--- Begin ---

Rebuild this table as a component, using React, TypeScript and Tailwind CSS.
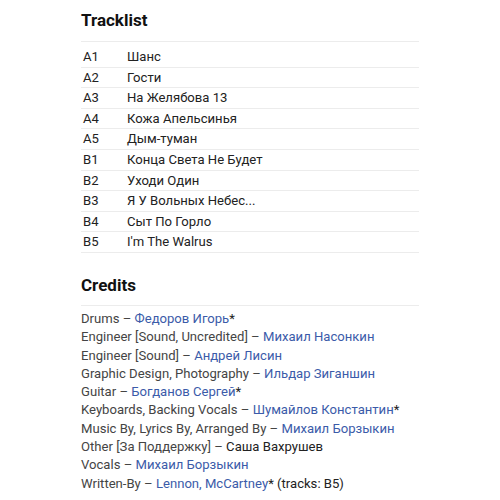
const tracks: [string, string][] = [
  ['A1', 'Шанс'],
  ['A2', 'Гости'],
  ['A3', 'На Желябова 13'],
  ['A4', 'Кожа Апельсинья'],
  ['A5', 'Дым-туман'],
  ['B1', 'Конца Света Не Будет'],
  ['B2', 'Уходи Один'],
  ['B3', 'Я У Вольных Небес...'],
  ['B4', 'Сыт По Горло'],
  ['B5', "I'm The Walrus"],
]

type Credit = { role: string; name: string; link?: boolean; star?: boolean; extra?: string }

const credits: Credit[] = [
  { role: 'Drums', name: 'Федоров Игорь', link: true, star: true },
  { role: 'Engineer [Sound, Uncredited]', name: 'Михаил Насонкин', link: true },
  { role: 'Engineer [Sound]', name: 'Андрей Лисин', link: true },
  { role: 'Graphic Design, Photography', name: 'Ильдар Зиганшин', link: true },
  { role: 'Guitar', name: 'Богданов Сергей', link: true, star: true },
  { role: 'Keyboards, Backing Vocals', name: 'Шумайлов Константин', link: true, star: true },
  { role: 'Music By, Lyrics By, Arranged By', name: 'Михаил Борзыкин', link: true },
  { role: 'Other [За Поддержку]', name: 'Саша Вахрушев' },
  { role: 'Vocals', name: 'Михаил Борзыкин', link: true },
  { role: 'Written-By', name: 'Lennon, McCartney', link: true, star: true, extra: ' (tracks: B5)' },
]

export default function App() {
  return (
    <div className="w-[500px] h-[500px] bg-white overflow-hidden font-['Roboto',sans-serif] text-[#222]">
      <div className="ml-[81px] w-[338px] pt-[9px]">
        <h2 className="text-[17px] font-bold leading-[22px] text-[#111]">Tracklist</h2>
        <div className="mt-[10px] border-t border-[#ececec] pt-[5px]">
          {tracks.map(([pos, title]) => (
            <div key={pos} className="flex h-[20.6px] items-center border-b border-[#ececec] text-[13.1px]">
              <span className="w-[46px] pl-[2px]">{pos}</span>
              <span>{title}</span>
            </div>
          ))}
        </div>

        <h2 className="mt-[21px] text-[17px] font-bold leading-[22px] text-[#111]">Credits</h2>
        <div className="mt-[9px] border-t border-[#ececec] pt-[4px] text-[13.1px] leading-[18.3px]">
          {credits.map((c, i) => (
            <div key={i} className="whitespace-nowrap">
              <span className="text-[#444]">{c.role} – </span>
              <span className={c.link ? 'text-[#3b5ba9]' : 'text-[#222]'}>{c.name}</span>
              {c.star && <span>*</span>}
              {c.extra && <span>{c.extra}</span>}
            </div>
          ))}
        </div>
      </div>
    </div>
  )
}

--- End ---

▶ Description of the task: Copy nothing but the lines from the first one in the listing through the line with "string; name: string;", and omit the pictures.

▶ Solution to the exercise:
Rebuild this table as a component, using React, TypeScript and Tailwind CSS.
const tracks: [string, string][] = [
  ['A1', 'Шанс'],
  ['A2', 'Гости'],
  ['A3', 'На Желябова 13'],
  ['A4', 'Кожа Апельсинья'],
  ['A5', 'Дым-туман'],
  ['B1', 'Конца Света Не Будет'],
  ['B2', 'Уходи Один'],
  ['B3', 'Я У Вольных Небес...'],
  ['B4', 'Сыт По Горло'],
  ['B5', "I'm The Walrus"],
]

type Credit = { role: string; name: string; link?: boolean; star?: boolean; extra?: string }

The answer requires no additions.